Looking at Google Trends, CSV is significantly more popular than parquet, which makes sense due to the more universal usage of CSV files.
Pros and Cons of Parquet
Parquet is great for big data applications and more technical users, but has some disadvantages as well:
Advantages of Parquet
- Highly compressed (which means lower storage cost).
- Faster to query since you can read only the columns needed.
- Supports nested data like structs, lists, and maps.
- Portable and scalable across most modern data platforms.
- Built-in metadata allows schema introspection and evolution.
Disadvantages of Parquet
- Not human-readable and requires a tool to inspect (unlike a plain text format like CSV which is easily readable).
- More CPU-intensive to write compared to CSV.
- Less suited for transactional or row-based workloads.

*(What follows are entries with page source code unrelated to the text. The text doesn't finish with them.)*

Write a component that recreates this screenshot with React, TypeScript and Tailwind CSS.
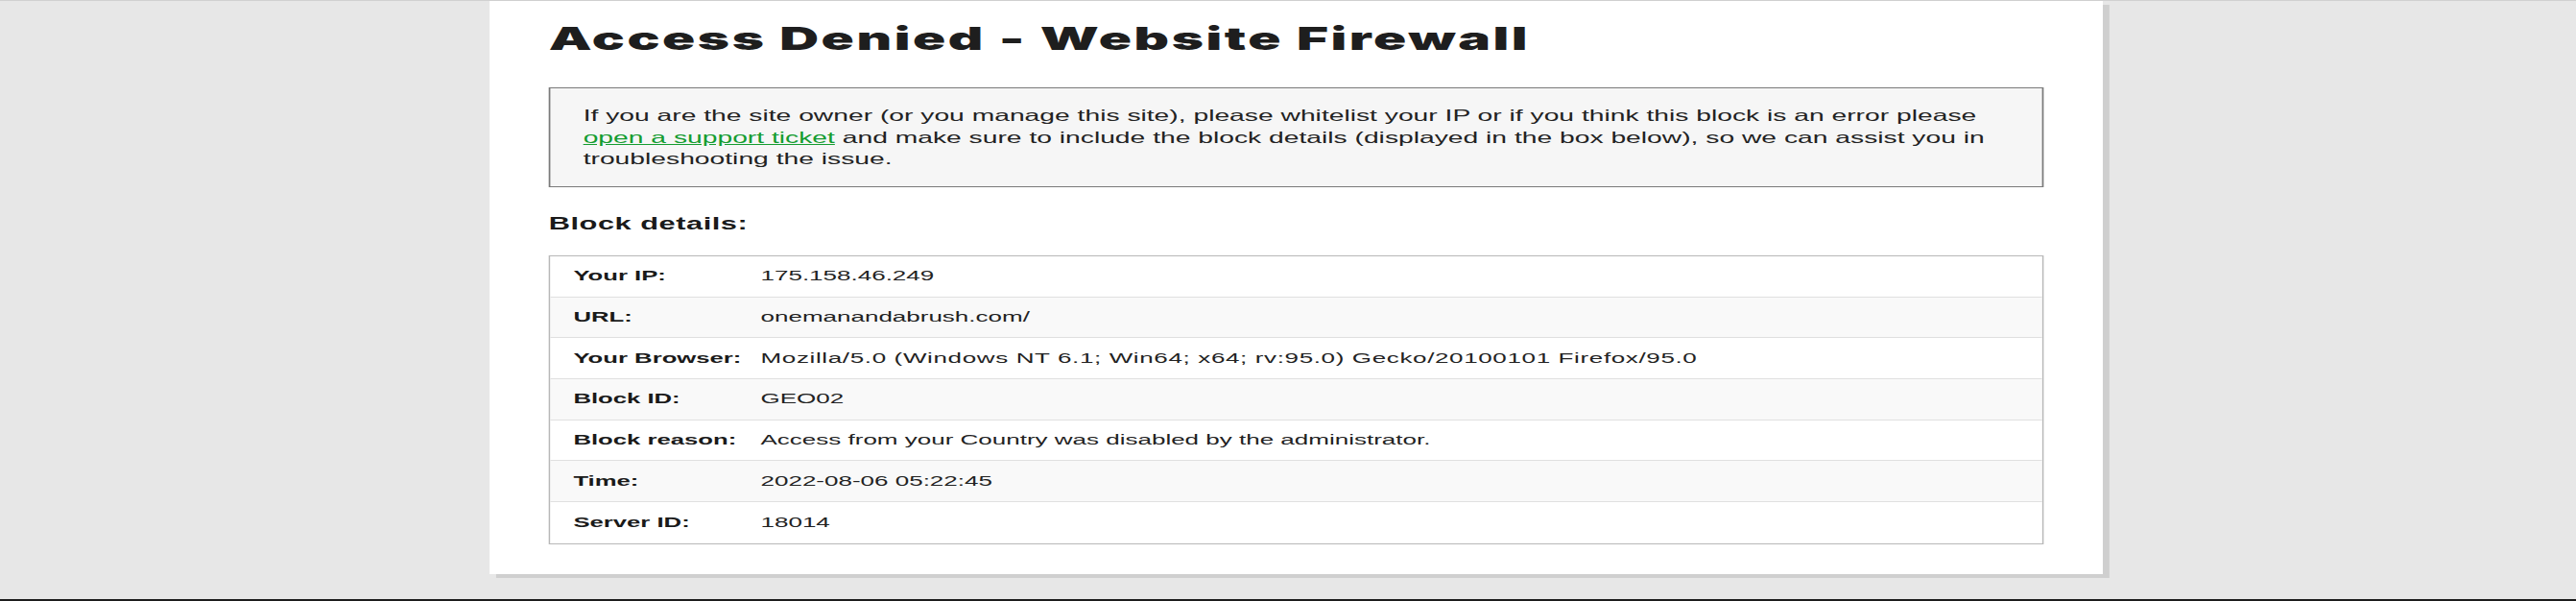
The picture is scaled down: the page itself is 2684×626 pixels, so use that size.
import React from "react";

const rows: { label: string; value: string; wide?: boolean }[] = [
  { label: "Your IP:", value: "175.158.46.249" },
  { label: "URL:", value: "onemanandabrush.com/" },
  { label: "Your Browser:", value: "Mozilla/5.0 (Windows NT 6.1; Win64; x64; rv:95.0) Gecko/20100101 Firefox/95.0", wide: true },
  { label: "Block ID:", value: "GEO02" },
  { label: "Block reason:", value: "Access from your Country was disabled by the administrator." },
  { label: "Time:", value: "2022-08-06 05:22:45" },
  { label: "Server ID:", value: "18014" },
];

export default function App() {
  return (
    <div className="w-[2684px] h-[626px] overflow-hidden bg-[#e7e7e7] flex flex-col font-['Liberation_Sans',Arial,sans-serif] text-[#222]">
      <div className="h-[624px] w-[1568px] border-t border-[#d0d0d0] origin-top-left scale-x-[1.7117]">
        <div className="ml-[298px] w-[982px] bg-white shadow-[4px_4px_0_#cfcfcf] pt-[19px] px-[36px] pb-[31px]">
          <h1 className="font-['Inter',sans-serif] font-black text-[33px] leading-[40px] tracking-[1.5px] text-[#1e1e1e] whitespace-nowrap">
            Access Denied - Website Firewall
          </h1>
          <div className="mt-[31px] border border-[#7a7a7a] bg-[#f6f6f6] px-[20px] py-[17px] text-[16.5px] leading-[22.5px]">
            If you are the site owner (or you manage this site), please whitelist your IP or if you think this block is an error please
            <br />
            <a className="text-[#149c30] underline">open a support ticket</a> and make sure to include the block details (displayed in the box below), so we can assist you in
            <br />
            troubleshooting the issue.
          </div>
          <h2 className="mt-[27.5px] font-bold text-[18px] leading-[22px] tracking-[0.3px] text-[#1a1a1a]">Block details:</h2>
          <div className="mt-[22px] border border-[#b8b8b8] flex flex-col">
            {rows.map((r, i) => (
              <div
                key={r.label}
                className={
                  "h-[42.67px] flex items-center pb-[1px] pl-[14px] " +
                  (i % 2 === 1 ? "bg-[#f9f9f9] " : "bg-white ") +
                  (i < rows.length - 1 ? "border-b border-[#e0e0e0]" : "")
                }
              >
                <div className="w-[114px] shrink-0 font-bold text-[15px] leading-[20px] text-[#1a1a1a]">{r.label}</div>
                <div className={"text-[15.2px] leading-[20px] whitespace-nowrap " + (r.wide ? "tracking-[0.37px]" : "")}>
                  {r.value}
                </div>
              </div>
            ))}
          </div>
        </div>
      </div>
      <div className="h-[2px] bg-[#1c1c1c]" />
    </div>
  );
}
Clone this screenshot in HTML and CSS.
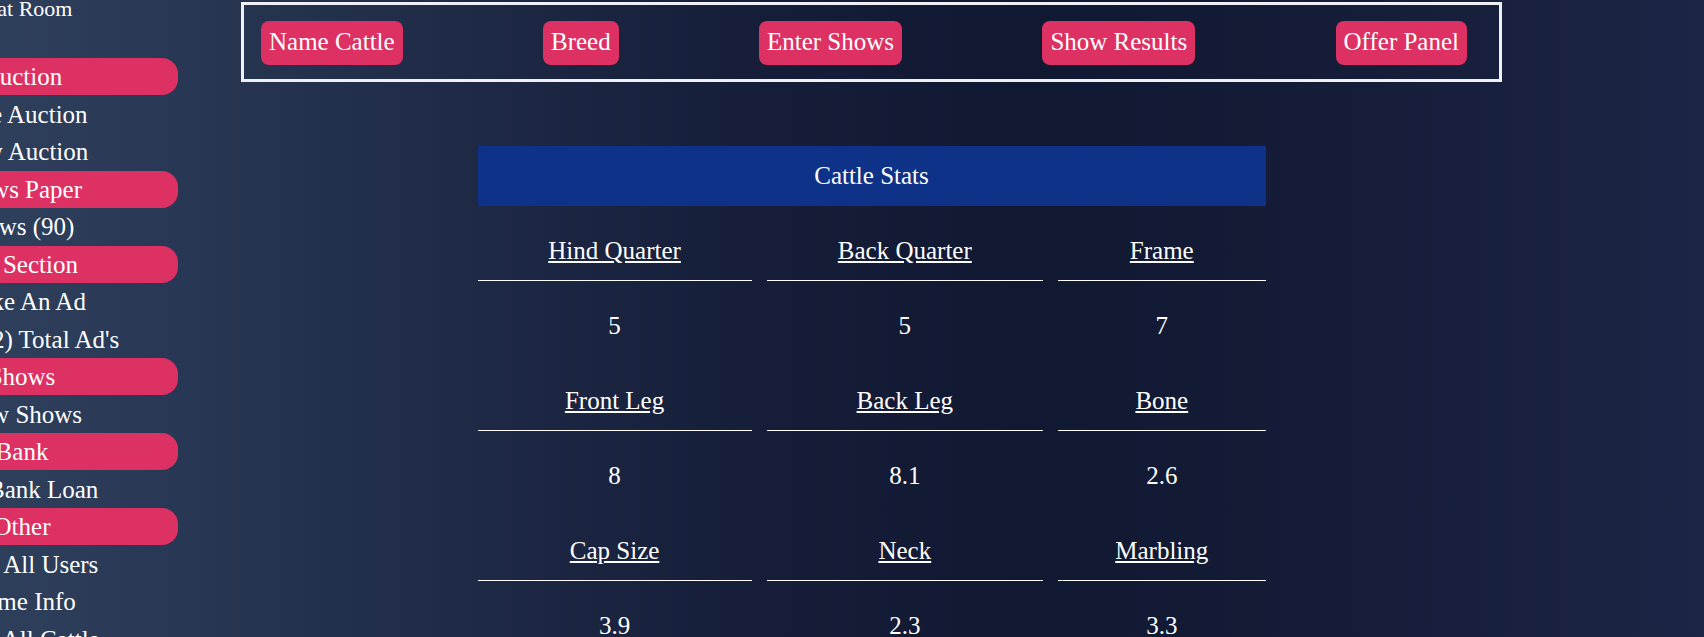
FILE: index.html
```html
<!DOCTYPE html>
<html lang="en">
<head>
<meta charset="utf-8">
<title>Cattle Stats</title>
<link rel="stylesheet" href="styles.css">
</head>
<body>
<div class="page">
  <aside class="sidebar">
    <nav class="sidebar-inner">
      <div class="chat">Chat Room</div>
      <div class="group">Auction</div>
      <a class="item" href="#">Live Auction</a>
      <a class="item" href="#">New Auction</a>
      <div class="group">News Paper</div>
      <a class="item" href="#">News (90)</a>
      <div class="group">Ad Section</div>
      <a class="item" href="#">Make An Ad</a>
      <a class="item" href="#">View (2) Total Ad's</a>
      <div class="group">Shows</div>
      <a class="item" href="#">New Shows</a>
      <div class="group">Bank</div>
      <a class="item" href="#">Get Bank Loan</a>
      <div class="group">Other</div>
      <a class="item" href="#">View All Users</a>
      <a class="item" href="#">Game Info</a>
      <a class="item" href="#">View All Cattle</a>
    </nav>
  </aside>
  <main class="main">
    <div class="actions">
      <a class="btn" href="#">Name Cattle</a>
      <a class="btn" href="#">Breed</a>
      <a class="btn" href="#">Enter Shows</a>
      <a class="btn" href="#">Show Results</a>
      <a class="btn" href="#">Offer Panel</a>
    </div>
    <table class="stats">
      <thead>
        <tr><th colspan="3" class="stats-title">Cattle Stats</th></tr>
      </thead>
      <tbody>
        <tr class="labels">
          <td><a href="#">Hind Quarter</a></td>
          <td><a href="#">Back Quarter</a></td>
          <td><a href="#">Frame</a></td>
        </tr>
        <tr class="values"><td>5</td><td>5</td><td>7</td></tr>
        <tr class="labels">
          <td><a href="#">Front Leg</a></td>
          <td><a href="#">Back Leg</a></td>
          <td><a href="#">Bone</a></td>
        </tr>
        <tr class="values"><td>8</td><td>8.1</td><td>2.6</td></tr>
        <tr class="labels">
          <td><a href="#">Cap Size</a></td>
          <td><a href="#">Neck</a></td>
          <td><a href="#">Marbling</a></td>
        </tr>
        <tr class="values"><td>3.9</td><td>2.3</td><td>3.3</td></tr>
      </tbody>
    </table>
  </main>
</div>
</body>
</html>
```
FILE: styles.css
```css
html, body {
  margin: 0;
  padding: 0;
  height: 100%;
  overflow: hidden;
}

body {
  font-family: "Liberation Serif", "Times New Roman", serif;
  color: #ffffff;
  background: linear-gradient(90deg, #2e3f5c 0%, #283753 11%, #1e2945 28%, #151d38 45%, #111832 60%, #141c37 78%, #1c2545 100%);
}

a {
  color: #ffffff;
}

.page {
  display: flex;
  align-items: flex-start;
}

.sidebar {
  width: 178px;
  flex-shrink: 0;
}

.sidebar-inner {
  width: 312px;
  margin-left: -134px;
  display: flex;
  flex-direction: column;
  text-align: center;
  font-size: 25px;
  line-height: 37.5px;
}

.chat {
  font-size: 22px;
  line-height: 33px;
  margin-top: -8px;
  margin-bottom: 33px;
}

.group {
  background: #de3163;
  border-radius: 0 16px 16px 0;
  height: 37px;
  line-height: 37px;
  margin-bottom: 0.5px;
}

.item {
  text-decoration: none;
  color: #ffffff;
}

.main {
  margin-left: 63px;
  width: 1261px;
  padding-top: 2px;
}

.actions {
  box-sizing: border-box;
  height: 80px;
  border: 3px solid #eef0f6;
  display: flex;
  align-items: center;
  justify-content: space-between;
  padding: 2px 32px 0 17px;
}

.btn {
  background: #de3163;
  border-radius: 8px;
  color: #ffffff;
  text-decoration: none;
  font-size: 25px;
  line-height: 30px;
  padding: 6px 8px 8px;
}

.stats {
  width: 818px;
  margin: 49px auto 0;
  border-collapse: separate;
  border-spacing: 15px;
  font-size: 25px;
  line-height: 29.5px;
}

.stats-title {
  background: #0f3289;
  font-weight: normal;
  padding: 15px;
  text-align: center;
}

.stats td {
  padding: 15px;
  text-align: center;
}

.labels td {
  border-bottom: 1px solid #ffffff;
}
```
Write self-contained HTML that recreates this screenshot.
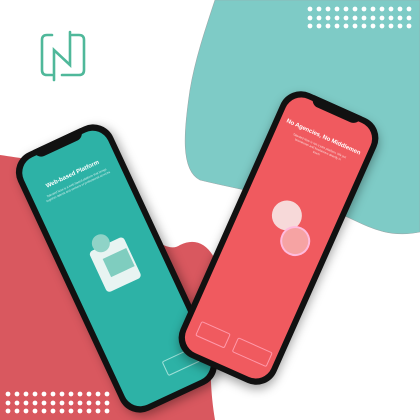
<!DOCTYPE html>
<html><head><meta charset="utf-8"><style>
html,body{margin:0;padding:0;width:420px;height:420px;overflow:hidden;background:#fff;font-family:"Liberation Sans",sans-serif}
.abs{position:absolute}
.phone{position:absolute;background:#111;border-radius:22px;box-shadow:2px 4px 10px rgba(0,0,0,.35)}
.scr{position:absolute;left:6px;top:6px;right:6px;bottom:6px;border-radius:17px;overflow:hidden}
.notch{position:absolute;left:50%;top:0;width:52px;height:10px;margin-left:-26px;background:#111;border-radius:0 0 8px 8px}
.t{position:absolute;left:0;right:0;text-align:center;color:#fff;white-space:nowrap}
</style></head><body>
<svg class="abs" style="left:0;top:0" width="420" height="420">
 <path d="M215 0 C205 30 195 60 190 90 C184 130 180 170 200 180 C240 190 300 200 330 210 C360 220 380 240 420 232 L420 0 Z" fill="#7ecbc6" stroke="#9aa" stroke-width="0.6"/>
 <path d="M0 155 C20 158 40 160 60 170 C120 200 160 260 180 245 C200 235 215 250 220 275 C215 320 205 360 215 420 L0 420 Z" fill="#d9585f"/>
 <g fill="#fff">
  <g id="r">
   <circle cx="310" cy="9" r="2.4"/><circle cx="319" cy="9" r="2.4"/><circle cx="328" cy="9" r="2.4"/><circle cx="337" cy="9" r="2.4"/><circle cx="346" cy="9" r="2.4"/><circle cx="355" cy="9" r="2.4"/><circle cx="364" cy="9" r="2.4"/><circle cx="373" cy="9" r="2.4"/><circle cx="382" cy="9" r="2.4"/><circle cx="391" cy="9" r="2.4"/><circle cx="400" cy="9" r="2.4"/><circle cx="409" cy="9" r="2.4"/>
  </g>
  <use href="#r" y="9"/><use href="#r" y="17"/>
  <g transform="translate(-302,385)"><use href="#r"/><use href="#r" y="9"/><use href="#r" y="17"/></g>
 </g>
 <g fill="none" stroke="#4fb89a" stroke-width="2.6" stroke-linecap="round">
  <path d="M52 35 H47 Q42 35 42 40 V70 Q42 75 47 75 H52"/>
  <path d="M72 35 H79 Q84 35 84 40 V70 Q84 75 79 75 H62"/>
  <path d="M54 80 V50 L70 65 V32"/>
 </g>
</svg>

<div class="phone" style="left:64px;top:126px;width:105px;height:285px;transform:rotate(-25deg)">
 <div class="scr" style="background:#2db2a6">
  <div class="t" style="top:30px;font-size:6px;font-weight:bold">Web-based Platform</div>
  <div class="t" style="top:40px;font-size:3px;opacity:.8">Talented Now is a web-based platform that brings<br>together talents and seekers of professional services</div>
  <div class="abs" style="left:28px;top:110px;width:38px;height:45px;background:#e8f4f2;border-radius:4px"></div>
  <div class="abs" style="left:34px;top:98px;width:18px;height:18px;background:#8fd3c7;border-radius:50%"></div>
  <div class="abs" style="left:38px;top:122px;width:26px;height:20px;background:#7fcdbf"></div>
  <div class="abs" style="left:48px;top:240px;width:36px;height:14px;border:1px solid #9fe0d8;border-radius:2px"></div>
 </div>
 <div class="notch"></div>
</div>

<div class="phone" style="left:226px;top:93px;width:105px;height:290px;transform:rotate(24deg)">
 <div class="scr" style="background:#f05a5f">
  <div class="t" style="top:26px;font-size:6px;font-weight:bold">No Agencies, No Middlemen</div>
  <div class="t" style="top:36px;font-size:3px;opacity:.8">Talented Now is not a jobs platform. We put<br>businesses and freelancers directly in<br>touch</div>
  <div class="abs" style="left:30px;top:100px;width:30px;height:30px;background:#f7d9d9;border-radius:50%"></div>
  <div class="abs" style="left:48px;top:120px;width:26px;height:26px;background:#f6a3a3;border-radius:50%;border:2px solid #fbd"></div>
  <div class="abs" style="left:10px;top:246px;width:30px;height:14px;border:1px solid #f9a;border-radius:2px"></div>
  <div class="abs" style="left:50px;top:246px;width:36px;height:14px;border:1px solid #f9a;border-radius:2px"></div>
 </div>
 <div class="notch"></div>
</div>
</body></html>
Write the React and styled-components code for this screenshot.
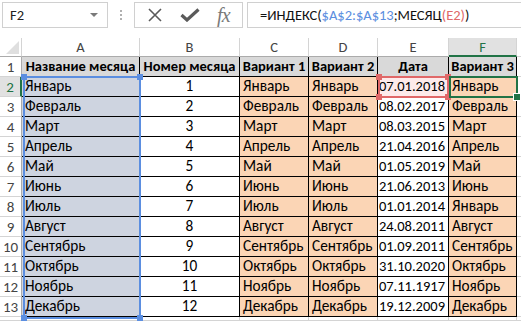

- Limited compatibility with traditional spreadsheet and RDBMS tools. You cannot natively open parquet in Excel, Google Sheets, Tableau, Power BI, etc. without connectors or specialized tools or taking the extra step of converting parquet to CSV.
Conclusion
Parquet is a highly efficient file format for working with large structured datasets. Parquet is column-based and outperforms row-based formats like CSV in storage, speed, and flexibility, so it is heavily used in data lakes, data warehouses, and analytical systems. Less technical users may find it challenging to work with parquet because the format is not human readable and you cannot natively open parquet in BI tools and legacy spreadsheets. Row Zero is a spreadsheet for big data that makes it easy for anyone to open parquet files. You can easily view parquet files as a spreadsheet and edit and analyze parquet data with pivot tables, charts, and 250+ spreadsheet functions. Row Zero works like Excel and Google Sheets, but has the power to handle large parquet files. You can also connect directly to your data warehouse to import or export parquet data between your spreadsheet and data warehouse without using files.